What you need to do> Copy the lines below as they are; omit the images they contain.

Data section>
= = = =

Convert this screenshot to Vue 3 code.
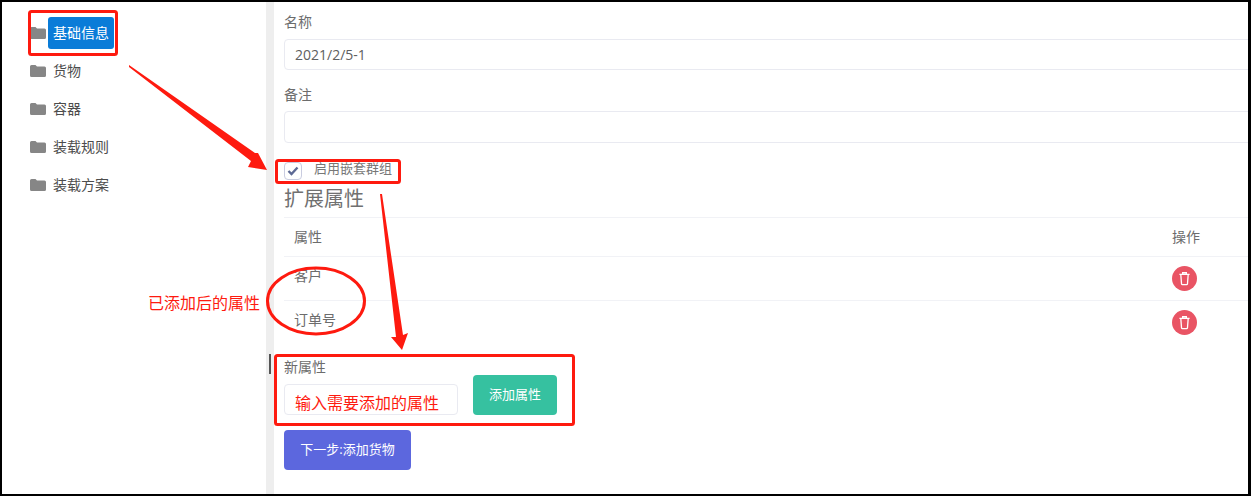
<template>
  <div class="frame">
    <aside class="sidebar">
      <div v-for="item in menu" :key="item" class="menu-item">
        <svg class="folder" viewBox="0 0 16 12" width="16" height="12">
          <path d="M1.500 0h4l1.500 1.500h7.500A1.500 1.500 0 0 1 16 3v7.500a1.500 1.500 0 0 1-1.500 1.500h-13A1.500 1.500 0 0 1 0 10.500v-9A1.500 1.500 0 0 1 1.500 0z" fill="#868686" />
        </svg>
        <span class="menu-label" :class="{ active: item === '基础信息' }">{{ item }}</span>
      </div>
    </aside>
    <div class="gutter"></div>
    <main class="main">
      <div class="content">
        <label class="field-label first">名称</label>
        <div class="input name-input">2021/2/5-1</div>
        <label class="field-label second">备注</label>
        <div class="input note-input"></div>
        <div class="check-row">
          <span class="checkbox">
            <svg viewBox="0 0 12 10" width="12" height="10">
              <path d="M1.500 5l3 3 6-6.500" fill="none" stroke="#5d6a95" stroke-width="2.400" />
            </svg>
          </span>
          <span class="check-text">启用嵌套群组</span>
        </div>
        <h4 class="section-title">扩展属性</h4>
        <div class="table">
          <div class="table-row head">
            <div>属性</div>
            <div>操作</div>
          </div>
          <div v-for="attr in attrs" :key="attr" class="table-row">
            <div>{{ attr }}</div>
            <div>
              <button class="del-btn">
                <svg viewBox="0 0 14 16" width="13" height="15">
                  <path d="M1.500 3.500h11M5 3.500V1.800h4v1.700M3 3.500l.8 10.200a1 1 0 0 0 1 .8h4.400a1 1 0 0 0 1-.8L11 3.500" fill="none" stroke="#fff" stroke-width="1.400" />
                </svg>
              </button>
            </div>
          </div>
        </div>
        <div class="new-row">
          <div class="new-field">
            <label class="field-label new-label">新属性</label>
            <div class="input new-input"></div>
          </div>
          <button class="btn btn-add">添加属性</button>
        </div>
        <button class="btn btn-next">下一步:添加货物</button>
      </div>
    </main>

    <!-- 标注层 -->
    <svg class="notes" viewBox="0 0 1251 496" width="1251" height="496">
      <g fill="none" stroke="#fe1a0f" stroke-width="3">
        <rect x="29.500" y="11.500" width="87" height="43" rx="2" />
        <rect x="276.500" y="160.500" width="123" height="22" rx="2" />
        <rect x="275.500" y="355.500" width="298" height="69" rx="2" />
        <ellipse cx="316" cy="301" rx="48.500" ry="33" />
      </g>
      <polygon fill="#fe1a0f" points="129,65 129,67 251,161 248,167 267,170 258,153 255,153" />
      <polygon fill="#fe1a0f" points="380,194 382,194 403,335 408,333 402,350 391,337 396,337" />
      <rect x="269" y="354" width="2" height="20" fill="#555" />
    </svg>
    <span class="note-text note-added">已添加后的属性</span>
    <span class="note-text note-input-tip">输入需要添加的属性</span>
  </div>
</template>

<script setup>
const menu = ['基础信息', '货物', '容器', '装载规则', '装载方案']
const attrs = ['客户', '订单号']
</script>

<style>
html,
body {
  margin: 0;
  overflow: hidden;
}
</style>

<style scoped>
.frame {
  position: relative;
  box-sizing: border-box;
  width: 1251px;
  height: 496px;
  display: flex;
  overflow: hidden;
  background: #fff;
  border-style: solid;
  border-color: #000;
  border-width: 2px 3px 2px 2px;
  font-family: "Open Sans", "Noto Sans CJK SC", sans-serif;
  font-size: 14px;
  color: #6c6c6c;
}

.sidebar {
  width: 264px;
  flex-shrink: 0;
  padding-top: 15px;
  box-sizing: border-box;
}

.menu-item {
  height: 32px;
  margin-bottom: 6px;
  padding-left: 28px;
  display: flex;
  align-items: center;
}

.folder {
  flex-shrink: 0;
}

.menu-label {
  margin-left: 7px;
  color: #4c4c4c;
  line-height: 32px;
}

.menu-label.active {
  margin-left: 2px;
  padding: 0 5px;
  background: #0a7cd8;
  border-radius: 3px;
  color: #fff;
}

.gutter {
  width: 8px;
  flex-shrink: 0;
  background: #eeeeee;
}

.main {
  flex: 1;
  min-width: 0;
  overflow: hidden;
  padding-left: 10px;
}

.content {
  width: 1000px;
}

.field-label {
  display: block;
  line-height: 20px;
}

.first {
  margin: 10px 0 7px;
}

.second {
  margin: 15px 0 6px;
}

.input {
  box-sizing: border-box;
  border: 1px solid #e9eaf1;
  border-radius: 4px;
  background: #fff;
  padding: 0 10px;
  color: #606060;
}

.name-input {
  height: 31px;
  line-height: 29px;
}

.note-input {
  height: 32px;
}

.check-row {
  display: flex;
  align-items: center;
  height: 18px;
  margin-top: 17px;
}

.checkbox {
  box-sizing: border-box;
  width: 18px;
  height: 18px;
  margin-top: 3px;
  border: 1px solid #c9cce0;
  border-radius: 4px;
  display: flex;
  align-items: center;
  justify-content: center;
}

.check-text {
  margin-left: 12px;
  margin-top: -3px;
  font-size: 13px;
  color: #777;
}

.section-title {
  margin: 6px 0 3px;
  font-size: 20px;
  font-weight: 400;
  line-height: 30px;
  color: #707070;
}

.table-row {
  display: grid;
  grid-template-columns: 1fr 112px;
  height: 44px;
  padding-left: 10px;
  box-sizing: border-box;
  border-top: 1px solid #f1f2f6;
  line-height: 20px;
  padding-top: 9px;
}

.table-row.head {
  height: 39px;
}

.del-btn {
  display: flex;
  align-items: center;
  justify-content: center;
  width: 25px;
  height: 25px;
  padding: 0;
  border: none;
  border-radius: 50%;
  background: #e95464;
}

.new-row {
  display: flex;
  align-items: flex-end;
  gap: 15px;
  margin-top: 13px;
}

.new-label {
  margin-bottom: 7px;
}

.new-input {
  width: 174px;
  height: 31px;
}

.btn {
  display: block;
  border: none;
  border-radius: 4px;
  color: #fff;
  font-family: inherit;
  font-size: 13px;
  height: 40px;
  padding: 0 0 3px;
}

.btn-add {
  width: 84px;
  background: #36c1a0;
}

.btn-next {
  width: 127px;
  margin-top: 15px;
  background: #5c67de;
}

.notes {
  position: absolute;
  left: -2px;
  top: -2px;
  pointer-events: none;
}

.note-text {
  position: absolute;
  color: #fe1a0f;
  white-space: nowrap;
}

.note-added {
  left: 146px;
  top: 290px;
  font-size: 16px;
  line-height: 22px;
}

.note-input-tip {
  left: 293px;
  top: 390px;
  font-size: 16px;
  line-height: 22px;
}
</style>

= = = =

Complete answer>
Convert this screenshot to Vue 3 code.
<template>
  <div class="frame">
    <aside class="sidebar">
      <div v-for="item in menu" :key="item" class="menu-item">
        <svg class="folder" viewBox="0 0 16 12" width="16" height="12">
          <path d="M1.500 0h4l1.500 1.500h7.500A1.500 1.500 0 0 1 16 3v7.500a1.500 1.500 0 0 1-1.500 1.500h-13A1.500 1.500 0 0 1 0 10.500v-9A1.500 1.500 0 0 1 1.500 0z" fill="#868686" />
        </svg>
        <span class="menu-label" :class="{ active: item === '基础信息' }">{{ item }}</span>
      </div>
    </aside>
    <div class="gutter"></div>
    <main class="main">
      <div class="content">
        <label class="field-label first">名称</label>
        <div class="input name-input">2021/2/5-1</div>
        <label class="field-label second">备注</label>
        <div class="input note-input"></div>
        <div class="check-row">
          <span class="checkbox">
            <svg viewBox="0 0 12 10" width="12" height="10">
              <path d="M1.500 5l3 3 6-6.500" fill="none" stroke="#5d6a95" stroke-width="2.400" />
            </svg>
          </span>
          <span class="check-text">启用嵌套群组</span>
        </div>
        <h4 class="section-title">扩展属性</h4>
        <div class="table">
          <div class="table-row head">
            <div>属性</div>
            <div>操作</div>
          </div>
          <div v-for="attr in attrs" :key="attr" class="table-row">
            <div>{{ attr }}</div>
            <div>
              <button class="del-btn">
                <svg viewBox="0 0 14 16" width="13" height="15">
                  <path d="M1.500 3.500h11M5 3.500V1.800h4v1.700M3 3.500l.8 10.200a1 1 0 0 0 1 .8h4.400a1 1 0 0 0 1-.8L11 3.500" fill="none" stroke="#fff" stroke-width="1.400" />
                </svg>
              </button>
            </div>
          </div>
        </div>
        <div class="new-row">
          <div class="new-field">
            <label class="field-label new-label">新属性</label>
            <div class="input new-input"></div>
          </div>
          <button class="btn btn-add">添加属性</button>
        </div>
        <button class="btn btn-next">下一步:添加货物</button>
      </div>
    </main>

    <!-- 标注层 -->
    <svg class="notes" viewBox="0 0 1251 496" width="1251" height="496">
      <g fill="none" stroke="#fe1a0f" stroke-width="3">
        <rect x="29.500" y="11.500" width="87" height="43" rx="2" />
        <rect x="276.500" y="160.500" width="123" height="22" rx="2" />
        <rect x="275.500" y="355.500" width="298" height="69" rx="2" />
        <ellipse cx="316" cy="301" rx="48.500" ry="33" />
      </g>
      <polygon fill="#fe1a0f" points="129,65 129,67 251,161 248,167 267,170 258,153 255,153" />
      <polygon fill="#fe1a0f" points="380,194 382,194 403,335 408,333 402,350 391,337 396,337" />
      <rect x="269" y="354" width="2" height="20" fill="#555" />
    </svg>
    <span class="note-text note-added">已添加后的属性</span>
    <span class="note-text note-input-tip">输入需要添加的属性</span>
  </div>
</template>

<script setup>
const menu = ['基础信息', '货物', '容器', '装载规则', '装载方案']
const attrs = ['客户', '订单号']
</script>

<style>
html,
body {
  margin: 0;
  overflow: hidden;
}
</style>

<style scoped>
.frame {
  position: relative;
  box-sizing: border-box;
  width: 1251px;
  height: 496px;
  display: flex;
  overflow: hidden;
  background: #fff;
  border-style: solid;
  border-color: #000;
  border-width: 2px 3px 2px 2px;
  font-family: "Open Sans", "Noto Sans CJK SC", sans-serif;
  font-size: 14px;
  color: #6c6c6c;
}

.sidebar {
  width: 264px;
  flex-shrink: 0;
  padding-top: 15px;
  box-sizing: border-box;
}

.menu-item {
  height: 32px;
  margin-bottom: 6px;
  padding-left: 28px;
  display: flex;
  align-items: center;
}

.folder {
  flex-shrink: 0;
}

.menu-label {
  margin-left: 7px;
  color: #4c4c4c;
  line-height: 32px;
}

.menu-label.active {
  margin-left: 2px;
  padding: 0 5px;
  background: #0a7cd8;
  border-radius: 3px;
  color: #fff;
}

.gutter {
  width: 8px;
  flex-shrink: 0;
  background: #eeeeee;
}

.main {
  flex: 1;
  min-width: 0;
  overflow: hidden;
  padding-left: 10px;
}

.content {
  width: 1000px;
}

.field-label {
  display: block;
  line-height: 20px;
}

.first {
  margin: 10px 0 7px;
}

.second {
  margin: 15px 0 6px;
}

.input {
  box-sizing: border-box;
  border: 1px solid #e9eaf1;
  border-radius: 4px;
  background: #fff;
  padding: 0 10px;
  color: #606060;
}

.name-input {
  height: 31px;
  line-height: 29px;
}

.note-input {
  height: 32px;
}

.check-row {
  display: flex;
  align-items: center;
  height: 18px;
  margin-top: 17px;
}

.checkbox {
  box-sizing: border-box;
  width: 18px;
  height: 18px;
  margin-top: 3px;
  border: 1px solid #c9cce0;
  border-radius: 4px;
  display: flex;
  align-items: center;
  justify-content: center;
}

.check-text {
  margin-left: 12px;
  margin-top: -3px;
  font-size: 13px;
  color: #777;
}

.section-title {
  margin: 6px 0 3px;
  font-size: 20px;
  font-weight: 400;
  line-height: 30px;
  color: #707070;
}

.table-row {
  display: grid;
  grid-template-columns: 1fr 112px;
  height: 44px;
  padding-left: 10px;
  box-sizing: border-box;
  border-top: 1px solid #f1f2f6;
  line-height: 20px;
  padding-top: 9px;
}

.table-row.head {
  height: 39px;
}

.del-btn {
  display: flex;
  align-items: center;
  justify-content: center;
  width: 25px;
  height: 25px;
  padding: 0;
  border: none;
  border-radius: 50%;
  background: #e95464;
}

.new-row {
  display: flex;
  align-items: flex-end;
  gap: 15px;
  margin-top: 13px;
}

.new-label {
  margin-bottom: 7px;
}

.new-input {
  width: 174px;
  height: 31px;
}

.btn {
  display: block;
  border: none;
  border-radius: 4px;
  color: #fff;
  font-family: inherit;
  font-size: 13px;
  height: 40px;
  padding: 0 0 3px;
}

.btn-add {
  width: 84px;
  background: #36c1a0;
}

.btn-next {
  width: 127px;
  margin-top: 15px;
  background: #5c67de;
}

.notes {
  position: absolute;
  left: -2px;
  top: -2px;
  pointer-events: none;
}

.note-text {
  position: absolute;
  color: #fe1a0f;
  white-space: nowrap;
}

.note-added {
  left: 146px;
  top: 290px;
  font-size: 16px;
  line-height: 22px;
}

.note-input-tip {
  left: 293px;
  top: 390px;
  font-size: 16px;
  line-height: 22px;
}
</style>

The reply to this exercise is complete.